Both Moser and Hoffman were incredibly gifted and flexible designers from napkin rings to buildings. How much did they benefit by sharing of ideas at the Wiener Werkstätte?
Moser and Hoffmann very much set the agenda for the Wiener Werkstätte. They were critical in the process of selecting the artists and craftspeople who worked there. They drove the agenda of blurring the distinction of the artist and maker, so, their philosophy of collaboration was a important in the Wiener Werkstätte. Having said that, they encouraged individuality, so that the artists retained their own voice within the broader context of the WW. They were about giving artists a place to express themselves in a commercial world. The artists there fed off the sense of encouragement that Moser and Hoffmann fostered, perhaps to the point where it was not really successful commercially.

Wien Museum Director Wolfgang Kos said that, “Vienna was a city of logical and political contradiction.” Do you see the contradiction between prominent artists of the movement?
I’m not sure about contradiction between the artists as such. But within the ‘movement’, individuals still stood out, and if anything the freedom and encouragement to express individuality was the most enlightening aspect of Vienna at this time. So, by its intrinsic diversity, clashes of philosophy and opinion were inevitable, which I think is what Kos is alluding to. When an ideal of a movement is to encourage self expression, then ultimately you are going to get differences.
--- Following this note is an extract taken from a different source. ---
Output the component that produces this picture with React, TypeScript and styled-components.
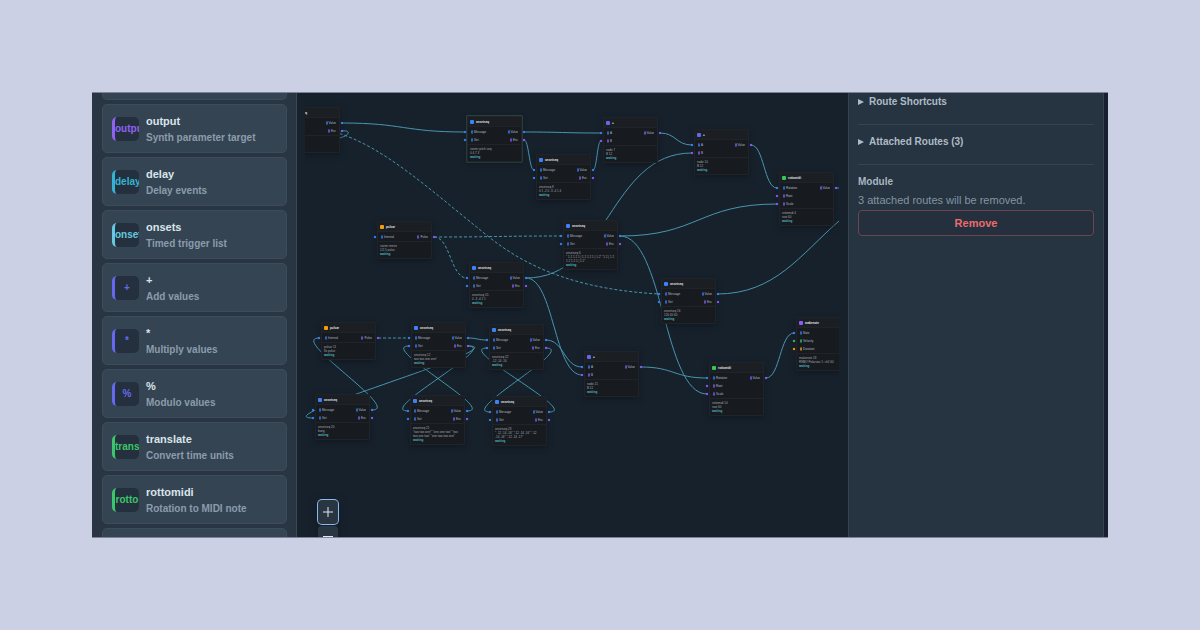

So it is not surprising for instance that the Vienna Secession’s most dynamic and interesting time lasted less than a decade before it fell apart creatively as individual’s philosophies clashed.

What is next for the NGV?
The next major exhibition at NGV on St Kilda Rd is Mad Square, an exquisite exhibition of modernist German art, that starts late November. And the next Melbourne Winter Masterpiece is Napoleon: Revolution to Empire, a very exciting and dynamic show.